■ **Data provided**
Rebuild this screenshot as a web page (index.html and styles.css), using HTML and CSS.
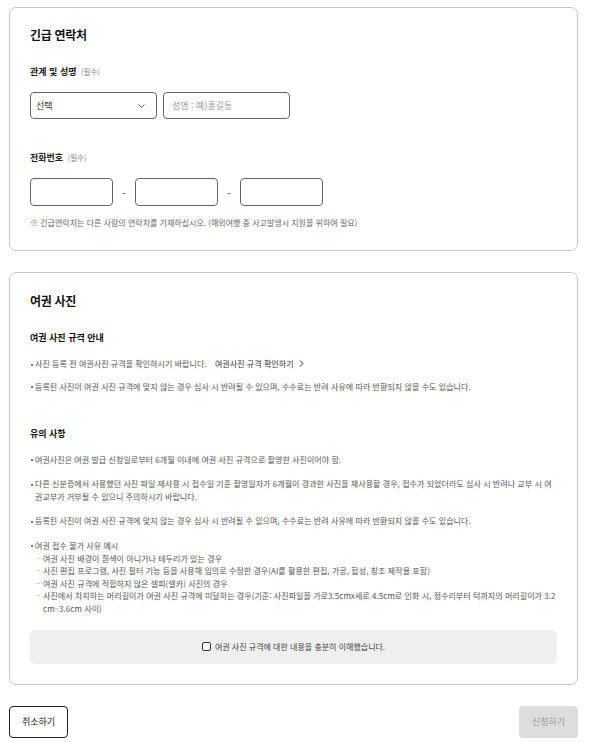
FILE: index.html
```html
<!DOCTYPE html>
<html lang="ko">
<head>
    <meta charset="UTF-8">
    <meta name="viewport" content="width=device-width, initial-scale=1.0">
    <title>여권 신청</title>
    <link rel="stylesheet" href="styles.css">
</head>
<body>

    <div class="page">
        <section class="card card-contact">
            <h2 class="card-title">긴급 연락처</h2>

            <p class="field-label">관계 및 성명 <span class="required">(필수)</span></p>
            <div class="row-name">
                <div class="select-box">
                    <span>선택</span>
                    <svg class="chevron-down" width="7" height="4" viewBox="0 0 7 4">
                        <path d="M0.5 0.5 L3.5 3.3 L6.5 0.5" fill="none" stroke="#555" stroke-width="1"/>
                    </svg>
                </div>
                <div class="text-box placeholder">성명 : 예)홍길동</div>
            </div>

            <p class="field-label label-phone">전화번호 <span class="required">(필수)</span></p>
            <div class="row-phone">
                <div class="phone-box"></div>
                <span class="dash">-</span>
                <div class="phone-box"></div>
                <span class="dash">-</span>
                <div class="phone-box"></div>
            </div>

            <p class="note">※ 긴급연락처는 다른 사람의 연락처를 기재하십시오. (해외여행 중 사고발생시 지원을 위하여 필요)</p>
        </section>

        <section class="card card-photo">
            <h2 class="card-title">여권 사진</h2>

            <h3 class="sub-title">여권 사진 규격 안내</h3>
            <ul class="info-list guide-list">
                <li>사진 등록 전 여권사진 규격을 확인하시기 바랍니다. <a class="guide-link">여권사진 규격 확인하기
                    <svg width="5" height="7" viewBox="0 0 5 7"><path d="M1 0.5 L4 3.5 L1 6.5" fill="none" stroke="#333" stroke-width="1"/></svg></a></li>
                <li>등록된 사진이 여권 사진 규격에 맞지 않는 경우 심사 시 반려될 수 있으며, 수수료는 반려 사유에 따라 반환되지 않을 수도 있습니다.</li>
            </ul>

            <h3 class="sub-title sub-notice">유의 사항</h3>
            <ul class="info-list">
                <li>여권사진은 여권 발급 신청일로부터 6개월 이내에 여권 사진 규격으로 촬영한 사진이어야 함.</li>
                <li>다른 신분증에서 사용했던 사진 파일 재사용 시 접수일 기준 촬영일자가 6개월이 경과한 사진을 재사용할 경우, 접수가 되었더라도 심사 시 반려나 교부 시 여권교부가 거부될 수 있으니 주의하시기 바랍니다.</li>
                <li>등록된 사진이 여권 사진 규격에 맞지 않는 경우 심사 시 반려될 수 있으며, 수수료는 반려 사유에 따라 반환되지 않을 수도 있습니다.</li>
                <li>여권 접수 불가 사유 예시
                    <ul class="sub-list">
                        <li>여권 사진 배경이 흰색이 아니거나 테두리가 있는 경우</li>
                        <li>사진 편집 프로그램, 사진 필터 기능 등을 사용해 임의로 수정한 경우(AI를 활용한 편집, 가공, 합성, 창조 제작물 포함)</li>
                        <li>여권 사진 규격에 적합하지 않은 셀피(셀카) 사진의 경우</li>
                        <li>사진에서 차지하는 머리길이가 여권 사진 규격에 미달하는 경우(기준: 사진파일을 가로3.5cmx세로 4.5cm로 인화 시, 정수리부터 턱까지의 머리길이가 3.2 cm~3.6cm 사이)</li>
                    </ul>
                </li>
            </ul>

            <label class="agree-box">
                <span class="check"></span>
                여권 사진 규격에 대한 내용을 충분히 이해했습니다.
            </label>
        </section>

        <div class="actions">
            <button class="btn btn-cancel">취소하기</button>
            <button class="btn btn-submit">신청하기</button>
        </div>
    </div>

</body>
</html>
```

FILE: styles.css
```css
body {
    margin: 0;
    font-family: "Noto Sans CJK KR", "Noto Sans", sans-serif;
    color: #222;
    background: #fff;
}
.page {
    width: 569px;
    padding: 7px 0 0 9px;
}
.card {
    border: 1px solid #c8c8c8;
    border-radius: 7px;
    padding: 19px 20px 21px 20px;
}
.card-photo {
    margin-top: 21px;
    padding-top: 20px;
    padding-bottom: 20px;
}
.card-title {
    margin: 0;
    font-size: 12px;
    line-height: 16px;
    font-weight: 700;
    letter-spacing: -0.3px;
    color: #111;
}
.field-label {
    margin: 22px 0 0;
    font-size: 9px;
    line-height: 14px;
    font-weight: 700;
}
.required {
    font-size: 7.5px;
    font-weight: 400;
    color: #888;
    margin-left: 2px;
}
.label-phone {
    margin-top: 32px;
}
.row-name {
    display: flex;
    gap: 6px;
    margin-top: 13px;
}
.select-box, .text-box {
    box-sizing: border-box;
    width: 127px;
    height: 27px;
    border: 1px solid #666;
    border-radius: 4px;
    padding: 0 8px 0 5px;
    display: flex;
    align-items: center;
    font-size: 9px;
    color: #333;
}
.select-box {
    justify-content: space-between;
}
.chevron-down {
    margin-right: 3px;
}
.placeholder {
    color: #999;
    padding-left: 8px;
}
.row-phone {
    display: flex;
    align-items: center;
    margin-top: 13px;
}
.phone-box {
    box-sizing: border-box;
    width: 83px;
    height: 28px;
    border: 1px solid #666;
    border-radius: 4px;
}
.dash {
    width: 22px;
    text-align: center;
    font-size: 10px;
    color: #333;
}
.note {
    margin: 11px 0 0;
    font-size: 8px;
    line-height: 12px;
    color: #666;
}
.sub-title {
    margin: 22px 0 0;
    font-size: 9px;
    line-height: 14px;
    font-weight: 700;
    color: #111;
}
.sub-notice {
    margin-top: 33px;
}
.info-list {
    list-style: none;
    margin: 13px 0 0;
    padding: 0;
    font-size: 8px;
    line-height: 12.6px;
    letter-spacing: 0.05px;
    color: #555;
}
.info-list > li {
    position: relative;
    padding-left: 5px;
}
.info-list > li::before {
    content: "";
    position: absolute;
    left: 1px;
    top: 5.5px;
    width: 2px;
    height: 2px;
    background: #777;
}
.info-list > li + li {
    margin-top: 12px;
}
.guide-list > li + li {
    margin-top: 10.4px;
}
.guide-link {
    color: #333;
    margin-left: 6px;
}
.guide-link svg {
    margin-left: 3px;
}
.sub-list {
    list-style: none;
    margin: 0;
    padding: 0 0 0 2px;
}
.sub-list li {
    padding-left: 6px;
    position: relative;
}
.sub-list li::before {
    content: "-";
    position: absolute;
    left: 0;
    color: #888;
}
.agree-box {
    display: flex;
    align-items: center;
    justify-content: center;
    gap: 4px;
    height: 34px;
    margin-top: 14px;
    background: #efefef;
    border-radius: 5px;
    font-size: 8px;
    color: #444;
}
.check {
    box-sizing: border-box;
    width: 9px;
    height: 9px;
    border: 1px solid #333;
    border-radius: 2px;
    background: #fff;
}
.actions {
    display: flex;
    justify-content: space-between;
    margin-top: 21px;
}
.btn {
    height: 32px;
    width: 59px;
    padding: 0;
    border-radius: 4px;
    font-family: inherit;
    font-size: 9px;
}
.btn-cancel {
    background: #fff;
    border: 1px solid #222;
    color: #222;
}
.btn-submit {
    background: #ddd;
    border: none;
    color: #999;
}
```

■ **Work to be completed**
Retype everything in the material word for word, minus pictures.

■ **Output for this exercise**
Rebuild this screenshot as a web page (index.html and styles.css), using HTML and CSS.
FILE: index.html
```html
<!DOCTYPE html>
<html lang="ko">
<head>
    <meta charset="UTF-8">
    <meta name="viewport" content="width=device-width, initial-scale=1.0">
    <title>여권 신청</title>
    <link rel="stylesheet" href="styles.css">
</head>
<body>

    <div class="page">
        <section class="card card-contact">
            <h2 class="card-title">긴급 연락처</h2>

            <p class="field-label">관계 및 성명 <span class="required">(필수)</span></p>
            <div class="row-name">
                <div class="select-box">
                    <span>선택</span>
                    <svg class="chevron-down" width="7" height="4" viewBox="0 0 7 4">
                        <path d="M0.5 0.5 L3.5 3.3 L6.5 0.5" fill="none" stroke="#555" stroke-width="1"/>
                    </svg>
                </div>
                <div class="text-box placeholder">성명 : 예)홍길동</div>
            </div>

            <p class="field-label label-phone">전화번호 <span class="required">(필수)</span></p>
            <div class="row-phone">
                <div class="phone-box"></div>
                <span class="dash">-</span>
                <div class="phone-box"></div>
                <span class="dash">-</span>
                <div class="phone-box"></div>
            </div>

            <p class="note">※ 긴급연락처는 다른 사람의 연락처를 기재하십시오. (해외여행 중 사고발생시 지원을 위하여 필요)</p>
        </section>

        <section class="card card-photo">
            <h2 class="card-title">여권 사진</h2>

            <h3 class="sub-title">여권 사진 규격 안내</h3>
            <ul class="info-list guide-list">
                <li>사진 등록 전 여권사진 규격을 확인하시기 바랍니다. <a class="guide-link">여권사진 규격 확인하기
                    <svg width="5" height="7" viewBox="0 0 5 7"><path d="M1 0.5 L4 3.5 L1 6.5" fill="none" stroke="#333" stroke-width="1"/></svg></a></li>
                <li>등록된 사진이 여권 사진 규격에 맞지 않는 경우 심사 시 반려될 수 있으며, 수수료는 반려 사유에 따라 반환되지 않을 수도 있습니다.</li>
            </ul>

            <h3 class="sub-title sub-notice">유의 사항</h3>
            <ul class="info-list">
                <li>여권사진은 여권 발급 신청일로부터 6개월 이내에 여권 사진 규격으로 촬영한 사진이어야 함.</li>
                <li>다른 신분증에서 사용했던 사진 파일 재사용 시 접수일 기준 촬영일자가 6개월이 경과한 사진을 재사용할 경우, 접수가 되었더라도 심사 시 반려나 교부 시 여권교부가 거부될 수 있으니 주의하시기 바랍니다.</li>
                <li>등록된 사진이 여권 사진 규격에 맞지 않는 경우 심사 시 반려될 수 있으며, 수수료는 반려 사유에 따라 반환되지 않을 수도 있습니다.</li>
                <li>여권 접수 불가 사유 예시
                    <ul class="sub-list">
                        <li>여권 사진 배경이 흰색이 아니거나 테두리가 있는 경우</li>
                        <li>사진 편집 프로그램, 사진 필터 기능 등을 사용해 임의로 수정한 경우(AI를 활용한 편집, 가공, 합성, 창조 제작물 포함)</li>
                        <li>여권 사진 규격에 적합하지 않은 셀피(셀카) 사진의 경우</li>
                        <li>사진에서 차지하는 머리길이가 여권 사진 규격에 미달하는 경우(기준: 사진파일을 가로3.5cmx세로 4.5cm로 인화 시, 정수리부터 턱까지의 머리길이가 3.2 cm~3.6cm 사이)</li>
                    </ul>
                </li>
            </ul>

            <label class="agree-box">
                <span class="check"></span>
                여권 사진 규격에 대한 내용을 충분히 이해했습니다.
            </label>
        </section>

        <div class="actions">
            <button class="btn btn-cancel">취소하기</button>
            <button class="btn btn-submit">신청하기</button>
        </div>
    </div>

</body>
</html>
```

FILE: styles.css
```css
body {
    margin: 0;
    font-family: "Noto Sans CJK KR", "Noto Sans", sans-serif;
    color: #222;
    background: #fff;
}
.page {
    width: 569px;
    padding: 7px 0 0 9px;
}
.card {
    border: 1px solid #c8c8c8;
    border-radius: 7px;
    padding: 19px 20px 21px 20px;
}
.card-photo {
    margin-top: 21px;
    padding-top: 20px;
    padding-bottom: 20px;
}
.card-title {
    margin: 0;
    font-size: 12px;
    line-height: 16px;
    font-weight: 700;
    letter-spacing: -0.3px;
    color: #111;
}
.field-label {
    margin: 22px 0 0;
    font-size: 9px;
    line-height: 14px;
    font-weight: 700;
}
.required {
    font-size: 7.5px;
    font-weight: 400;
    color: #888;
    margin-left: 2px;
}
.label-phone {
    margin-top: 32px;
}
.row-name {
    display: flex;
    gap: 6px;
    margin-top: 13px;
}
.select-box, .text-box {
    box-sizing: border-box;
    width: 127px;
    height: 27px;
    border: 1px solid #666;
    border-radius: 4px;
    padding: 0 8px 0 5px;
    display: flex;
    align-items: center;
    font-size: 9px;
    color: #333;
}
.select-box {
    justify-content: space-between;
}
.chevron-down {
    margin-right: 3px;
}
.placeholder {
    color: #999;
    padding-left: 8px;
}
.row-phone {
    display: flex;
    align-items: center;
    margin-top: 13px;
}
.phone-box {
    box-sizing: border-box;
    width: 83px;
    height: 28px;
    border: 1px solid #666;
    border-radius: 4px;
}
.dash {
    width: 22px;
    text-align: center;
    font-size: 10px;
    color: #333;
}
.note {
    margin: 11px 0 0;
    font-size: 8px;
    line-height: 12px;
    color: #666;
}
.sub-title {
    margin: 22px 0 0;
    font-size: 9px;
    line-height: 14px;
    font-weight: 700;
    color: #111;
}
.sub-notice {
    margin-top: 33px;
}
.info-list {
    list-style: none;
    margin: 13px 0 0;
    padding: 0;
    font-size: 8px;
    line-height: 12.6px;
    letter-spacing: 0.05px;
    color: #555;
}
.info-list > li {
    position: relative;
    padding-left: 5px;
}
.info-list > li::before {
    content: "";
    position: absolute;
    left: 1px;
    top: 5.5px;
    width: 2px;
    height: 2px;
    background: #777;
}
.info-list > li + li {
    margin-top: 12px;
}
.guide-list > li + li {
    margin-top: 10.4px;
}
.guide-link {
    color: #333;
    margin-left: 6px;
}
.guide-link svg {
    margin-left: 3px;
}
.sub-list {
    list-style: none;
    margin: 0;
    padding: 0 0 0 2px;
}
.sub-list li {
    padding-left: 6px;
    position: relative;
}
.sub-list li::before {
    content: "-";
    position: absolute;
    left: 0;
    color: #888;
}
.agree-box {
    display: flex;
    align-items: center;
    justify-content: center;
    gap: 4px;
    height: 34px;
    margin-top: 14px;
    background: #efefef;
    border-radius: 5px;
    font-size: 8px;
    color: #444;
}
.check {
    box-sizing: border-box;
    width: 9px;
    height: 9px;
    border: 1px solid #333;
    border-radius: 2px;
    background: #fff;
}
.actions {
    display: flex;
    justify-content: space-between;
    margin-top: 21px;
}
.btn {
    height: 32px;
    width: 59px;
    padding: 0;
    border-radius: 4px;
    font-family: inherit;
    font-size: 9px;
}
.btn-cancel {
    background: #fff;
    border: 1px solid #222;
    color: #222;
}
.btn-submit {
    background: #ddd;
    border: none;
    color: #999;
}
```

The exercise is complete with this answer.